The "day" has included a Twitter discussion organized at #ladypornday, a series of "porn secrets" ( like those above), where women's anonymous thoughts about pornography have been overlaid on vintage soft core porn photos, and something White has deemed the Jilling Hall of Fame, where women share their favorite porn sites.

"It can be a really daunting place to think you have to start [looking for porn] on Google. To think we have to be ok with just that kind of porn is daunting. It's important to know that there is porn for women being made out there," White, who is pictured below, says.

But Ladyporn Day isn't necessarily about female-friendly porn appreciation. It's about discussing how women feel about porn. Whether they love it, whether they wished it were more geared towards their desires, whether they feel it's de facto degrading -- all views are welcome within the Ladyporn Day discussion, White says.

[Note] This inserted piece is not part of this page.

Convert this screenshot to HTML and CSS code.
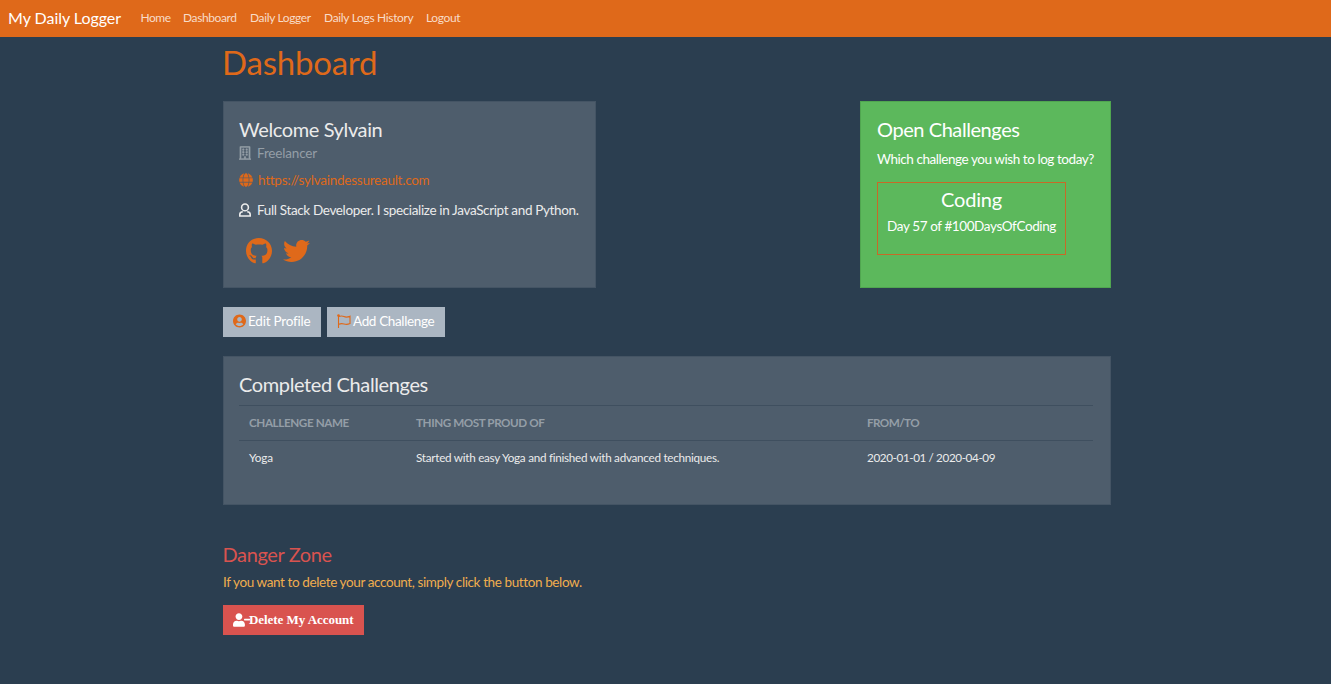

The Porn Secrets aspect of Ladyporn Day involves sharing an array of viewpoints on women and porn. One woman writes on how porn helped her realize that "men truly don't only want skinny girls. In porn there are girls of literally every body type, and the men seem to think they're all beautiful." Another woman feels the opposite, writing: "porn makes me feel inadequate, ugly, and unsexy."

"We're socialized as women not to own our own desires, to not like porn. There's also a lot of anti-porn feminists from the second wave of feminism in the 1970s who say that porn is wrong and porn is degrading. While I want to totally empower women who already like porn or want to find porn they like, I don't want to erase the voices of women who don't like it. That's an important push-back to have as well. Ideally, this day is for people who do and do not like porn…because it's about the discussion."

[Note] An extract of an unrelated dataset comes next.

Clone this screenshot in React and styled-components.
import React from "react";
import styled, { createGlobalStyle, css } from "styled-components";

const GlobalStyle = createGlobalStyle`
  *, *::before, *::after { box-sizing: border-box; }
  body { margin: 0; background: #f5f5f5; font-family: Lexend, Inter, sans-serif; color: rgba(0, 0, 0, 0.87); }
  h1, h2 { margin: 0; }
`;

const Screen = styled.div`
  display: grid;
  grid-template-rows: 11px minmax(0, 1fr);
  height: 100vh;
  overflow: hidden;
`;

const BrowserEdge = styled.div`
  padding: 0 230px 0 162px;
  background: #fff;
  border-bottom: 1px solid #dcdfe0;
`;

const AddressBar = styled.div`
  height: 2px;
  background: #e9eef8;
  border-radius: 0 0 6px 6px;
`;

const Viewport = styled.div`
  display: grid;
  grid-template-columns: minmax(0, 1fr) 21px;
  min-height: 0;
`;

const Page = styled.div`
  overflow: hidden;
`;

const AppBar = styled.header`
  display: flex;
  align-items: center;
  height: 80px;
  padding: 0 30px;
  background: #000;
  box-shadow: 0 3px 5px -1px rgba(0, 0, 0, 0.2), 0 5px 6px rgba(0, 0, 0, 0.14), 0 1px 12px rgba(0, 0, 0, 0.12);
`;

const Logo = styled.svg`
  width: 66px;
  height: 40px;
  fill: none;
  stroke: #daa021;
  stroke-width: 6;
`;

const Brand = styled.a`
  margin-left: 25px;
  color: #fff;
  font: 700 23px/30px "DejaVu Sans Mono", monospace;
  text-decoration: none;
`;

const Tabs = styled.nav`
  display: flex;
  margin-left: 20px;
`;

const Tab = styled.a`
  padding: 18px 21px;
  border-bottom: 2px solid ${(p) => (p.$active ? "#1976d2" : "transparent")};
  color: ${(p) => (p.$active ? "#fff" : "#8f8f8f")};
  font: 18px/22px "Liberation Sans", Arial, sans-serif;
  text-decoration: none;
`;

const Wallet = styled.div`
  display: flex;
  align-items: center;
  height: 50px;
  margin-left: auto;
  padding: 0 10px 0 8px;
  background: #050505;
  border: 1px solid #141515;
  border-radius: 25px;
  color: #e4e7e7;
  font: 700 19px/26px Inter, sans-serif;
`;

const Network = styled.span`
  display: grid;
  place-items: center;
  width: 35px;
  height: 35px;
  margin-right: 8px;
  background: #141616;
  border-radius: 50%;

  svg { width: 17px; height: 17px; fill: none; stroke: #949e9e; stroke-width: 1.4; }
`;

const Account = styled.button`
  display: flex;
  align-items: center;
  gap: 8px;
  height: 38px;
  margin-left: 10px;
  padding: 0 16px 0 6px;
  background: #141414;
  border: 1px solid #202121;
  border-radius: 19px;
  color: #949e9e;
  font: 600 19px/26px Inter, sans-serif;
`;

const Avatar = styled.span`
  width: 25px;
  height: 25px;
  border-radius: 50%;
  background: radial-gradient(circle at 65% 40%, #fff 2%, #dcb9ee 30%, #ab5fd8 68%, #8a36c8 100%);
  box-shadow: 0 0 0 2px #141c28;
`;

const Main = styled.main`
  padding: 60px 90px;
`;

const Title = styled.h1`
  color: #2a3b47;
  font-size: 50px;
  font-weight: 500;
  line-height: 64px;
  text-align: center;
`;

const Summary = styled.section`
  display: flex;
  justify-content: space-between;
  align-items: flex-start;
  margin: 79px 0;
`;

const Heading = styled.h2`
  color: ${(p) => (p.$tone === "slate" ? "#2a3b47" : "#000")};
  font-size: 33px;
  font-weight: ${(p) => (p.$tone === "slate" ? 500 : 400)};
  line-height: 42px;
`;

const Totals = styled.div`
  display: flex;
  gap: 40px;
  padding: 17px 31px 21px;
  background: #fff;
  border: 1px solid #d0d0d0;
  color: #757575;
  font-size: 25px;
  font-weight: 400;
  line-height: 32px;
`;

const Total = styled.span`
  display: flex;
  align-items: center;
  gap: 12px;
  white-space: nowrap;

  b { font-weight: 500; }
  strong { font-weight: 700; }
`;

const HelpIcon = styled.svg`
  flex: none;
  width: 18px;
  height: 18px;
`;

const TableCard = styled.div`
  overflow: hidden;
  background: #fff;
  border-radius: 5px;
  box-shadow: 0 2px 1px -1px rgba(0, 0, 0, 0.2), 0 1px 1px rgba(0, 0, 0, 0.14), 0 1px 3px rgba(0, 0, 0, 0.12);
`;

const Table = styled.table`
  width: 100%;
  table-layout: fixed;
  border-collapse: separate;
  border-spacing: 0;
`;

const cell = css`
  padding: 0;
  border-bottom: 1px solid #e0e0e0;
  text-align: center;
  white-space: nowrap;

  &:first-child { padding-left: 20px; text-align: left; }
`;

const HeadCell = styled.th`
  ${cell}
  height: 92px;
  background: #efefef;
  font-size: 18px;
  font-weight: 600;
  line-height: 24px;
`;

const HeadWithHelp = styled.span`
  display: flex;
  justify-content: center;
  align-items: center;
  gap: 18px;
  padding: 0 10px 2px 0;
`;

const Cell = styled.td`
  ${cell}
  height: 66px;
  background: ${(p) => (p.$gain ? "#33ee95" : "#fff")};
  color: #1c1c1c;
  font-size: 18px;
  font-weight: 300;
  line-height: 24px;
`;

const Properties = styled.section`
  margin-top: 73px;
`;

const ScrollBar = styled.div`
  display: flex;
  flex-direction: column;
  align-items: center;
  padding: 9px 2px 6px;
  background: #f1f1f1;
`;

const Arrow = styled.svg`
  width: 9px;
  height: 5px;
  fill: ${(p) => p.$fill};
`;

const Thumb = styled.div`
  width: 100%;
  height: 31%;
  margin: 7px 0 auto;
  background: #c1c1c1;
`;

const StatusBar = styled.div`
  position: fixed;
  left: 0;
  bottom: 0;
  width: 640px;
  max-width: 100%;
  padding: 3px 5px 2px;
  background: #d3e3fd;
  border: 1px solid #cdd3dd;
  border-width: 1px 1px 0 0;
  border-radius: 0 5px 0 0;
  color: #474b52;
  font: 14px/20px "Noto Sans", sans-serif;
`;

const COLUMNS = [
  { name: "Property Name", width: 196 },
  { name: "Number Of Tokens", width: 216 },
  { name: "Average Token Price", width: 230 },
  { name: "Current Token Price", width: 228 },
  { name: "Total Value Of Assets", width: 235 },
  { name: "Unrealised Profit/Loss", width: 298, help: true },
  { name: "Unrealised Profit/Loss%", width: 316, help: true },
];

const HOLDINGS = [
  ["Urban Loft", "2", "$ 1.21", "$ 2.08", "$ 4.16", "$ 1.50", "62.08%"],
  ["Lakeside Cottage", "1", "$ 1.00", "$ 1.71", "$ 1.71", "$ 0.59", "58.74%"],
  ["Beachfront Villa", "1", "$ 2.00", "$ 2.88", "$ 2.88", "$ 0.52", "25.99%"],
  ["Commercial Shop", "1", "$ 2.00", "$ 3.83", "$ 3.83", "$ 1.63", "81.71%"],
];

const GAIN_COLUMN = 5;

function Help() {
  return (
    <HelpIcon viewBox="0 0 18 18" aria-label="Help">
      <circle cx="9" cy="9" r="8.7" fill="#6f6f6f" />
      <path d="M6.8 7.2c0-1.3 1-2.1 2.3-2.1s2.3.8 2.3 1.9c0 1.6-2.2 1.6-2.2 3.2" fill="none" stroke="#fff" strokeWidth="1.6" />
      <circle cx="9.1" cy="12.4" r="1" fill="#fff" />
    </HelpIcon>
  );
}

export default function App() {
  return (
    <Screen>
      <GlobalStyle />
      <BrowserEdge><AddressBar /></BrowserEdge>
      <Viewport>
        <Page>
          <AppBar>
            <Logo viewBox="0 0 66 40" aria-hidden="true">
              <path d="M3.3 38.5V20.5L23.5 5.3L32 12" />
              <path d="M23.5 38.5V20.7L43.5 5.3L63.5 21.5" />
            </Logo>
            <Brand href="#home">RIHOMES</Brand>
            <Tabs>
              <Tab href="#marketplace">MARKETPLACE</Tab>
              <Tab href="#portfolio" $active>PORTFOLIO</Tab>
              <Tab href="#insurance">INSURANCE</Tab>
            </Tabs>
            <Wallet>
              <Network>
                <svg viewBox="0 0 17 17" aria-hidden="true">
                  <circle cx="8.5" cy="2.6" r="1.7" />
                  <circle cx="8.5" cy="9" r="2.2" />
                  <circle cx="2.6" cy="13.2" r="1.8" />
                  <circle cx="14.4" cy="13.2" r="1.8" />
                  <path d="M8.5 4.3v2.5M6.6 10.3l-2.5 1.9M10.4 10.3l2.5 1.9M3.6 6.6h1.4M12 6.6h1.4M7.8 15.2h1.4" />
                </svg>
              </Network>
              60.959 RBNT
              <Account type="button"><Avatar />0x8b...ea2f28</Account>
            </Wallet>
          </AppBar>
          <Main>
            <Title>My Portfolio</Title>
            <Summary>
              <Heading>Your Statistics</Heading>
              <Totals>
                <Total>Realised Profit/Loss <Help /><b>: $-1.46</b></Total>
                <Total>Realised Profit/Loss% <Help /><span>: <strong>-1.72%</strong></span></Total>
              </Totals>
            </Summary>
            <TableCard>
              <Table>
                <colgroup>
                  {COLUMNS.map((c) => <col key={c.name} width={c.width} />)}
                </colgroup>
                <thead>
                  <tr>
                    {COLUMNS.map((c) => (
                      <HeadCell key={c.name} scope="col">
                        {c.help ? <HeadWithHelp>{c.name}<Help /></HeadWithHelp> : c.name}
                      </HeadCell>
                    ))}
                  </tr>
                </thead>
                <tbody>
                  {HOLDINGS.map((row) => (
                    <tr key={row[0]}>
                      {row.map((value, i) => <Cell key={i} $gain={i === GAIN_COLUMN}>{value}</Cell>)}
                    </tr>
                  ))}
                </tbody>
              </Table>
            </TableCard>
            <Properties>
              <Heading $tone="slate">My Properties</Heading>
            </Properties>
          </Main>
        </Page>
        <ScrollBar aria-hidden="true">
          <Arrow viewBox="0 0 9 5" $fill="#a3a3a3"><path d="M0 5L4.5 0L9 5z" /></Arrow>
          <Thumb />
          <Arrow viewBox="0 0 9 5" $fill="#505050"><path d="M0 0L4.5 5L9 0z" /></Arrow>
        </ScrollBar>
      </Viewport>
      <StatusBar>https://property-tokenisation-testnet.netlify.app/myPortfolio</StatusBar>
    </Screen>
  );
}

A Man's World and Female Friendly Porn

The rocky history of women and porn traces back in part to the fact that pornography has been predominantly made for and by men, with the implicit assumption that porn is not something that women should or will enjoy, White notes.

Though more women have become outspoken about enjoying pornography in recent years, the porn industry is still overwhelmingly male-driven, which can make it difficult for women to find "female friendly" porn that they enjoy, says Duana Welch, psychologist, relationship columnist, and author of lovesciencemedia.com.

Research shows that a typical woman's fantasy has to do with just one man who shows love, commitment, and showers the woman with adoration, she says.

"The relationship has to have a role that is equivalent to the role of sex. It's the man who swears his undying love and devotion, sweeps her off her feet and gives her the best orgasm she's ever had. If a Pride and Prejudice movie had really hot sex thrown in, if that existed as a porno, it would sell for decades," she adds.

Given that many women, though not all, report that kind of relationship-driven plotline fantasy, one has only to look at the incredibly visual, non-plot-line nature of the vast majority of pornography to see that it's a male-oriented industry, Welch says. "What you see is the typical male fantasy brought to life."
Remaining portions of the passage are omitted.